**DATA SHOWN:**

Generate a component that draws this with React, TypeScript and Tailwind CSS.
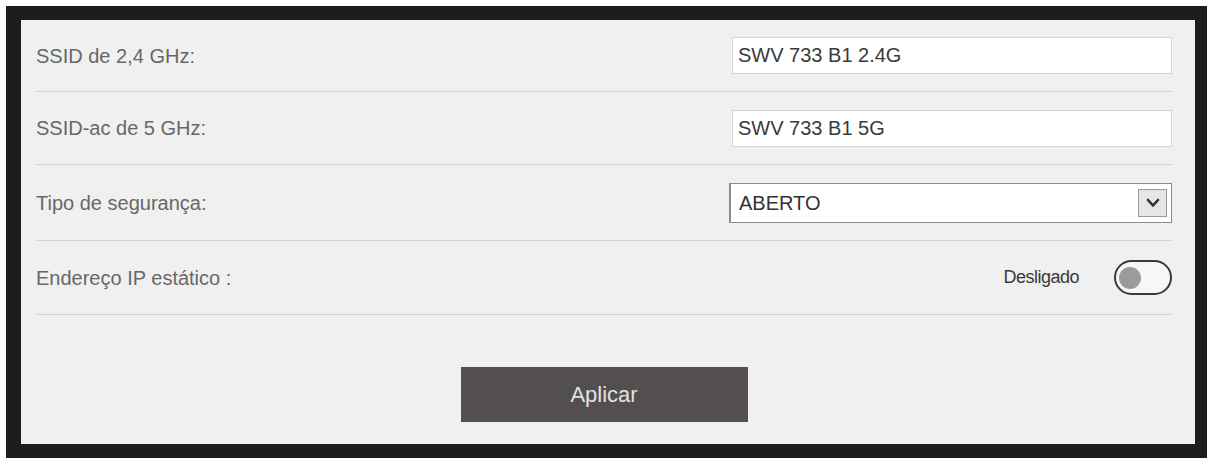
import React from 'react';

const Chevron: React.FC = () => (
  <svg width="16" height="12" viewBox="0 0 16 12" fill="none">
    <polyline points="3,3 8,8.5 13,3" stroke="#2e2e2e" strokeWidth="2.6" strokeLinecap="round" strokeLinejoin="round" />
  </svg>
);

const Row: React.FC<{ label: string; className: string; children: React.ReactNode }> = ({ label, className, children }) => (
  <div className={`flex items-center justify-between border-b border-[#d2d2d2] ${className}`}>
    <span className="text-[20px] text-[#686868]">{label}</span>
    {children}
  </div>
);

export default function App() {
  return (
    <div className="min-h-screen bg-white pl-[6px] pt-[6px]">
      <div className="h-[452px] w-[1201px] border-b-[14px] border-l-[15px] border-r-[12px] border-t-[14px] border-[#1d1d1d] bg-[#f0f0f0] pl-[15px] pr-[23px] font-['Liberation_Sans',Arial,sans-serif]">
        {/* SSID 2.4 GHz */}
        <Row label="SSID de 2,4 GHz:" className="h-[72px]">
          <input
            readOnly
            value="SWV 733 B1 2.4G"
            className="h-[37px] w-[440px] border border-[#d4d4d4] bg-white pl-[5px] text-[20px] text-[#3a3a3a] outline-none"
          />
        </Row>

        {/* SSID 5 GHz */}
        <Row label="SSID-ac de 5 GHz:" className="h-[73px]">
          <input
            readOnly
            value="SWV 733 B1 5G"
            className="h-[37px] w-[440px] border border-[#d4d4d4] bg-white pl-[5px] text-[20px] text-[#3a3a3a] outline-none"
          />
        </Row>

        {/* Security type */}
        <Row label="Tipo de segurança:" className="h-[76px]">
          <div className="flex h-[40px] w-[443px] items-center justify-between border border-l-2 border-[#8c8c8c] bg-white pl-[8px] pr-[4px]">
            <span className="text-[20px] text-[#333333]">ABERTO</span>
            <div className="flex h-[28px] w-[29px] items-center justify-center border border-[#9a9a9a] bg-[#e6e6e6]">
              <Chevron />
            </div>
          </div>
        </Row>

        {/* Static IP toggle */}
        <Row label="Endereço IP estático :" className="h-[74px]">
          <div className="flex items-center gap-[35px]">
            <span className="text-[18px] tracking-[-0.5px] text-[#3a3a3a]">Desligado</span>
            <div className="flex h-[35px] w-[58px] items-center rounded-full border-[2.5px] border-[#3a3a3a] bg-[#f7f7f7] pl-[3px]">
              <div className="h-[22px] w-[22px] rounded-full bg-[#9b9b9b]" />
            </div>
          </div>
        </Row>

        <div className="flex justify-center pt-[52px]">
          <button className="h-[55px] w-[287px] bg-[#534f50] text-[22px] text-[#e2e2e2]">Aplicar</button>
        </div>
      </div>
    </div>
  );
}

==

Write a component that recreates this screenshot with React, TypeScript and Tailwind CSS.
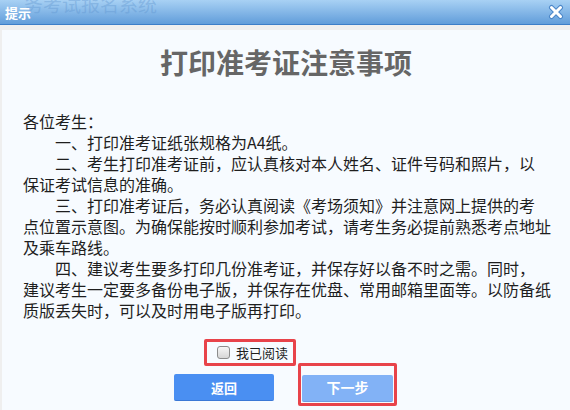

**TASK PROMPT:** Find all lines with "TypeScript" in them and copy each one.

**RESULT OF THE TASK:**
Generate a component that draws this with React, TypeScript and Tailwind CSS.
Write a component that recreates this screenshot with React, TypeScript and Tailwind CSS.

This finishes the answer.